[gPXE-devel] Sleep entropy at boot time

Mon Aug 23 02:46:43 EDT 2010

Erwan Velu <erwanaliasr1 at gmail.com> writes:

> Hey fellows,
>
> When booting hundreds of similar systems at the same time, we need to add some sleeping entropy prior the dhcp & pxe stuff start.
> That avoid a massive incast problem. To see that point, consider that I'm facing up to 720 similar hardware that boot at the exactly same time.
>
> Adding some sleeps prior the dhcp start is a good thing for me.
>
> I've been working on a prototype and faced one big issue.
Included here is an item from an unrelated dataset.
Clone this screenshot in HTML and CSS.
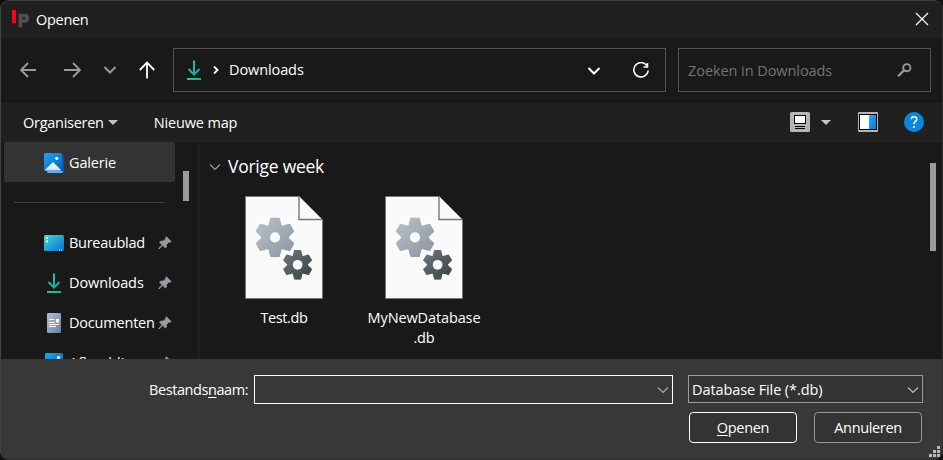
FILE: index.html
```html
<!DOCTYPE html>
<html lang="nl">
<head>
<meta charset="utf-8">
<title>Openen</title>
<link rel="stylesheet" href="styles.css">
</head>
<body>
<svg class="defs" width="0" height="0" aria-hidden="true">
  <defs>
    <linearGradient id="green" x1="0" y1="0" x2="1" y2="1"><stop offset="0" stop-color="#35d08c"/><stop offset="1" stop-color="#10a3a0"/></linearGradient>
    <linearGradient id="arrow" gradientUnits="userSpaceOnUse" x1="0" y1="0" x2="6" y2="16"><stop offset="0" stop-color="#2fd08a"/><stop offset="1" stop-color="#12a9b0"/></linearGradient>
    <linearGradient id="blue" x1="0" y1="0" x2="1" y2="1"><stop offset="0" stop-color="#1ea4ea"/><stop offset="1" stop-color="#0562bd"/></linearGradient>
    <linearGradient id="pane" x1="0" y1="0" x2="1" y2="1"><stop offset="0" stop-color="#2ab0ea"/><stop offset="1" stop-color="#0877d4"/></linearGradient>
    <linearGradient id="desk" x1="0" y1="0" x2="1" y2="1"><stop offset="0" stop-color="#3cdbe0"/><stop offset="1" stop-color="#0c6dc8"/></linearGradient>
    <linearGradient id="paper" x1="0" y1="0" x2="1" y2="1"><stop offset="0" stop-color="#b3c0d3"/><stop offset="1" stop-color="#6481a6"/></linearGradient>
    <linearGradient id="snow" x1="0" y1="0" x2="0" y2="1"><stop offset="0" stop-color="#fff"/><stop offset="1" stop-color="#c8e4f8"/></linearGradient>
    <linearGradient id="light" x1="0" y1="0" x2="1" y2="1"><stop offset="0" stop-color="#b9c3cb"/><stop offset="1" stop-color="#8b949c"/></linearGradient>
    <linearGradient id="dark" x1="0" y1="0" x2="1" y2="1"><stop offset="0" stop-color="#6f7b80"/><stop offset="1" stop-color="#393e41"/></linearGradient>
    <mask id="gear" maskUnits="userSpaceOnUse" x="-21" y="-21" width="42" height="42">
      <g fill="#fff" stroke="#fff" stroke-width="2" stroke-linejoin="round">
        <circle r="12.6"/>
        <path id="tooth" d="M-3.8-18.8H3.8L5.8-11V11L3.8 18.8H-3.8L-5.8 11V-11Z"/>
        <use href="#tooth" transform="rotate(60)"/>
        <use href="#tooth" transform="rotate(120)"/>
      </g>
      <circle r="5.1" fill="#000"/>
    </mask>
    <symbol id="file" viewBox="0 0 78 103">
      <path d="M.5.5H54.5L77.5 23.5V102.5H.5Z" fill="#fafafa" stroke="#777" />
      <path d="M54 .5V23.5H77.5" fill="none" stroke="#777" stroke-width="1.4"/>
      <g transform="translate(30 41.4)"><rect x="-20" y="-20" width="40" height="40" fill="url(#light)" mask="url(#gear)"/></g>
      <g transform="translate(52.6 68.8) scale(.75)"><rect x="-20" y="-20" width="40" height="40" fill="url(#dark)" mask="url(#gear)"/><circle r="6.5" fill="#fafafa"/></g>
    </symbol>
    <symbol id="pin" viewBox="0 0 14 14"><path d="M8.5.7 13.3 5.5 12.4 6.3 10.8 6.2 8.6 8.5 8.4 11.3 7.3 12.1 4.6 9.4 1.2 13 .5 12.8 1 12 3.9 8.7 1.4 6.2 2.3 5.2 5.4 5 7.6 2.8 7.5 1.6Z" fill="#969ca4" stroke="#969ca4" stroke-width=".5"/></symbol>
    <symbol id="download" viewBox="0 0 14 20"><path d="M7 .5V14M1.5 9 7 14.6 12.5 9" fill="none" stroke="url(#arrow)" stroke-width="2"/><path d="M0 18H14V20H0Z" fill="url(#green)"/></symbol>
    <symbol id="gallery" viewBox="0 0 20 20"><rect x="3" y="2" width="17" height="18" rx="1.5" fill="#0d57a8"/><path d="M3 18H19Q19 20 17 20H5Q3 20 3 18Z" fill="#72a8df"/><rect width="18" height="18" rx="1.5" fill="url(#blue)"/><path d="M1 17 9 9 17 17Q16.5 17.6 15.5 17.6H2.5Q1.5 17.6 1 17Z" fill="url(#snow)"/><circle cx="12.8" cy="5.3" r="1.6" fill="#fff"/></symbol>
    <symbol id="chevron" viewBox="0 0 12 8"><path d="M1 1.5 6 6.5 11 1.5" fill="none" stroke="currentColor" stroke-width="1.2"/></symbol>
    <symbol id="chevron-bold" viewBox="0 0 14 10"><path d="M1.5 2 7 7.5 12.5 2" fill="none" stroke="currentColor" stroke-width="2"/></symbol>
  </defs>
</svg>

<div class="dialog">
  <header class="titlebar">
    <svg class="logo" width="18" height="18" viewBox="0 0 18 18"><path d="M0 0H4V13H0Z" fill="#fd0021"/><path d="M7 4H12.5Q17 4 17 8.2T12.5 12.5H10V17H7ZM10 7V9.5H12.3Q13.8 9.5 13.8 8.2T12.3 7Z" fill="#505050" stroke="#505050" stroke-width=".6" fill-rule="evenodd"/></svg>
    <h1 class="title">Openen</h1>
    <svg class="close" width="14" height="14" viewBox="0 0 14 14"><path d="M1 1 13 13M13 1 1 13" stroke="#fff" stroke-width="1.2"/></svg>
  </header>

  <nav class="navbar">
    <div class="nav-buttons">
      <svg class="muted" width="17" height="16" viewBox="0 0 17 16"><path d="M16 8H1.5M8 1 1 8 8 15" fill="none" stroke="currentColor" stroke-width="1.9"/></svg>
      <svg class="muted forward" width="17" height="16" viewBox="0 0 17 16"><path d="M0 8H15M9 1 16 8 9 15" fill="none" stroke="currentColor" stroke-width="1.9"/></svg>
      <svg class="muted recent" width="14" height="10"><use href="#chevron-bold"/></svg>
      <svg class="up" width="16" height="18" viewBox="0 0 16 18"><path d="M8 17.5V2M.8 9 8 1.6 15.2 9" fill="none" stroke="#fff" stroke-width="1.8"/></svg>
    </div>
    <div class="address">
      <svg width="14" height="20"><use href="#download"/></svg>
      <svg class="crumb" width="6" height="8" viewBox="0 0 6 8"><path d="M1 .5 4.6 4 1 7.5" fill="none" stroke="#fff" stroke-width="1.8"/></svg>
      <span class="path">Downloads</span>
      <svg class="history" width="14" height="10"><use href="#chevron-bold"/></svg>
      <svg class="refresh" width="18" height="18" viewBox="0 0 18 18"><path d="M14.8 3.5A7.2 7.2 0 1 0 16.2 8.5M15.5 1V5H11.5" fill="none" stroke="#fff" stroke-width="1.5"/></svg>
    </div>
    <div class="search">
      <span class="placeholder">Zoeken in Downloads</span>
      <svg width="15" height="14" viewBox="0 0 15 14"><circle cx="9.8" cy="4.7" r="3.6" fill="none" stroke="#999" stroke-width="1.9"/><path d="M7 7.4 1 13.2" stroke="#999" stroke-width="2.2"/></svg>
    </div>
  </nav>

  <div class="toolbar">
    <span class="organise">Organiseren</span>
    <i class="caret"></i>
    <span class="newfolder">Nieuwe map</span>
    <svg class="view" width="20" height="20" viewBox="0 0 20 20"><rect width="20" height="20" rx="1.5" fill="#b5b5b5"/><rect x="4.5" y="3.5" width="11" height="8" fill="#fff" stroke="#000"/><path d="M5 14.5H15M5 16.5H15" stroke="#000"/></svg>
    <i class="caret view-caret"></i>
    <svg class="preview" width="20" height="20" viewBox="0 0 20 20"><rect width="20" height="20" rx="1" fill="#b5b5b5"/><rect x="1.5" y="2.5" width="17" height="15" fill="#fff" stroke="#000"/><path d="M11 3H18V17H11Z" fill="url(#pane)"/></svg>
    <svg width="20" height="20" viewBox="0 0 20 20"><circle cx="10" cy="10" r="10" fill="#0b87dc"/><path d="M7.3 7.3Q7.3 4.7 10 4.7T12.7 7.2Q12.7 8.6 11.3 9.5T10 12.3" fill="none" stroke="#fff" stroke-width="1.5"/><circle cx="10" cy="15" r="1.1" fill="#fff"/></svg>
  </div>

  <main class="content">
    <aside class="sidebar">
      <div class="places">
        <div class="place selected"><svg width="20" height="20"><use href="#gallery"/></svg><span class="galerie">Galerie</span></div>
        <hr>
        <div class="place"><svg width="20" height="16" viewBox="0 0 20 16"><rect width="20" height="16" rx="1.5" fill="url(#desk)"/><path d="M2 2H4V4H2ZM2 5.5H4V7.5H2ZM15 14.5H16V15.5H15ZM17 14.5H18V15.5H17Z" fill="#fff"/></svg><span class="bureaublad">Bureaublad</span><svg class="pin" width="14" height="14"><use href="#pin"/></svg></div>
        <div class="place"><svg width="20" height="20" viewBox="-3 0 20 20"><path d="M7 .5V14M1.5 9 7 14.6 12.5 9" fill="none" stroke="url(#arrow)" stroke-width="2"/><path d="M0 18H14V20H0Z" fill="url(#green)"/></svg><span class="downloads">Downloads</span><svg class="pin" width="14" height="14"><use href="#pin"/></svg></div>
        <div class="place"><svg width="20" height="20" viewBox="-3 0 20 20"><rect width="14" height="20" rx="1.3" fill="url(#paper)"/><path d="M2 6.5H7.5M2 9.5H7.5M2 11.5H12M2 13.5H9" stroke="#fff" stroke-width="1.1"/><path d="M9 6H12V9.5H9Z" fill="#fff"/></svg><span class="documenten">Documenten</span><svg class="pin" width="14" height="14"><use href="#pin"/></svg></div>
        <div class="place"><svg width="20" height="20" viewBox="-1 0 20 20"><rect width="18" height="19" rx="1.5" fill="url(#blue)"/><path d="M1 18 9 10 17 18Z" fill="#fff"/><circle cx="13.5" cy="4.6" r="1.6" fill="#fff"/></svg><span class="afbeeldingen">Afbeeldingen</span><svg class="pin" width="14" height="14"><use href="#pin"/></svg></div>
      </div>
      <div class="thumb"></div>
    </aside>
    <section class="files">
      <h2 class="group"><svg width="12" height="8"><use href="#chevron"/></svg><span class="week">Vorige week</span></h2>
      <div class="grid">
        <div class="file"><svg width="78" height="103"><use href="#file"/></svg><span class="test">Test.db</span></div>
        <div class="file"><svg width="78" height="103"><use href="#file"/></svg><span class="mydb">MyNewDatabase<br>.db</span></div>
      </div>
    </section>
    <div class="main-thumb"></div>
  </main>

  <footer class="footer">
    <div class="fields">
      <label class="label">Bestands<u>n</u>aam:</label>
      <div class="name-input"><svg width="12" height="8"><use href="#chevron"/></svg></div>
      <div class="type-select"><span class="dbtype">Database File (*.db)</span><svg width="12" height="8"><use href="#chevron"/></svg></div>
    </div>
    <div class="actions">
      <button class="btn primary"><span class="title"><u>O</u>penen</span></button>
      <button class="btn"><span class="annuleren">Annuleren</span></button>
    </div>
    <svg class="grip" width="11" height="11" viewBox="0 0 11 11"><path d="M8 0H11V3H8ZM4 4H7V7H4ZM8 4H11V7H8ZM0 8H3V11H0ZM4 8H7V11H4ZM8 8H11V11H8Z" fill="#bbb"/></svg>
  </footer>
</div>
</body>
</html>
```
FILE: styles.css
```css
* { box-sizing: border-box; }
body {
  margin: 0;
  background: #101010;
  color: #fff;
  font: 14.5px/20px "Open Sans", "Noto Sans", sans-serif;
}
svg { flex: none; display: block; }
span, label { white-space: nowrap; }
h1, h2 { margin: 0; font-weight: 400; }
u { text-decoration-thickness: 1px; text-underline-offset: 2px; }
.defs { position: absolute; }
.dialog {
  position: relative;
  width: 943px;
  height: 460px;
  display: flex;
  flex-direction: column;
  overflow: hidden;
  border-radius: 9px;
  background: #191919;
}
.dialog::after {
  content: "";
  position: absolute;
  inset: 0;
  border: 1px solid #434343;
  border-right-color: #303030;
  border-bottom-color: #303030;
  border-radius: 9px;
  pointer-events: none;
}
.titlebar { height: 38px; flex: none; display: flex; align-items: center; padding: 0 15px 0 12px; background: #202020; }
.titlebar .title { font-size: 14.5px; margin: 2px auto 0 6px; }
.title { letter-spacing: -.3px; }
.close { margin-right: -1px; }

.navbar { height: 65px; flex: none; display: flex; align-items: center; padding: 0 12px 2px 20px; }
.nav-buttons { width: 153px; display: flex; align-items: center; }
.muted { color: #9a9a9a; }
.forward { margin-left: 27px; }
.recent { margin-left: 22px; }
.up { margin-left: 22px; }
.address { width: 493px; height: 44px; border: 1px solid #535353; display: flex; align-items: center; padding: 0 15px 0 13px; }
.crumb { margin-left: 12px; }
.path { margin: 0 auto 0 10px; letter-spacing: -.1px; }
.history { margin: 2px 31px 0 0; color: #fff; }
.refresh { margin-top: 2px; }
.search { width: 253px; height: 44px; margin-left: 12px; border: 1px solid #535353; display: flex; align-items: center; justify-content: space-between; padding: 0 18px 0 9px; color: #747474; }
.placeholder { letter-spacing: -.07px; padding-top: 2px; }

.toolbar { height: 38px; flex: none; display: flex; align-items: center; padding: 0 19px 0 23px; background: #202020; }
.organise { letter-spacing: -.27px; padding-top: 1px; }
.caret { border: 5px solid transparent; border-top-color: #c4c4c4; border-bottom: 0; margin-left: 4px; }
.newfolder { margin: 1px auto 0 36px; letter-spacing: -.15px; }
.view-caret { margin: 0 27px 0 11px; }
.preview { margin-right: 26px; }

.content { height: 218px; flex: none; display: flex; overflow: hidden; border-top: 1px solid #252525; }
.sidebar { width: 200px; height: 217px; padding-left: 4px; display: flex; border-right: 2px solid #202020; overflow: hidden; }
.places { width: 171px; flex: none; }
.place { height: 40px; display: flex; align-items: center; padding: 1px 3px 0 40px; }
.place span { margin: 1px 0 0 5px; }
.place .pin { margin-left: auto; }
.galerie { letter-spacing: -.15px; }
.bureaublad { letter-spacing: -.3px; }
.downloads { letter-spacing: -.1px; }
.documenten { letter-spacing: -.2px; }
.selected { background: #333; border-radius: 2px; }
hr { height: 1px; border: 0; margin: 20px 10px 19px; background: #3b3b3b; }
.thumb { width: 6px; height: 30px; margin: 29px 0 0 8px; background: #9a9a9a; }
.files { width: 730px; padding: 15px 0 0 9px; }
.group { display: flex; align-items: center; color: #999; font-size: 17.5px; }
.week { color: #fff; margin: -1px 0 1px 7px; letter-spacing: -.25px; }
.grid { display: flex; margin: 19px 0 0 5px; }
.file { width: 140px; display: flex; flex-direction: column; align-items: center; text-align: center; }
.file span { margin-top: 9px; }
.test { letter-spacing: -.4px; }
.mydb { letter-spacing: -.12px; }
.main-thumb { width: 6px; height: 88px; margin-top: 21px; background: #9a9a9a; }

.footer { position: relative; height: 101px; background: #383838; padding: 16px 20px 0 149px; }
.fields { display: flex; height: 29px; }
.label { width: 105px; line-height: 29px; letter-spacing: -.42px; }
.name-input { width: 419px; border: 1px solid #fff; display: flex; align-items: center; justify-content: flex-end; padding-right: 3px; color: #aaa; }
.type-select { width: 235px; height: 28px; margin-left: 15px; border: 1px solid #9b9b9b; background: #333; display: flex; align-items: center; justify-content: space-between; padding: 1px 3px 0; color: #bbb; }
.dbtype { color: #fff; letter-spacing: -.1px; }
.actions { display: flex; justify-content: flex-end; gap: 17px; margin: 8px 1px 0 0; }
.btn { width: 108px; height: 31px; padding: 0; border: 1px solid #989898; border-radius: 4px; background: #333; color: #fff; font: inherit; }
.primary { border-color: #fff; }
.annuleren { letter-spacing: -.35px; }
.grip { position: absolute; right: 3px; bottom: 3px; }
```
The current random() implementation uses currentick() as seed.
> But as you guess, the time I need to reach the dhcp is mostly stable over my systems so I have mostly the same results everywhere.
>
> So I did use the rtc clock to grab the time and use the last digit of the mac address to increase the entropy.
>
> I know the patch isn't perfect, and the cmos code might be moved to the random() thing ... but I preferred submitting a first prototype to rise issues & comments about this strategy.
>
>
> I just have to say this trick worked great on my hosts.
>
> Please find bellow my git commit in my personal gpxe repo.

Hmm.  If you need to do this something feels wrong.

Nearly a decade ago I was doing this with a larger cluster (MCR of
little over a thousand nodes ) with a much shorter randomization.
The nodes were powered on in 10 batches with a 10th of a second delay
in between.  Does you really have enough independence of power to power
on all 720 nodes at precisely the same time?  Grumble this is case
not working is a regression from etherboot 5.4.  Grumble.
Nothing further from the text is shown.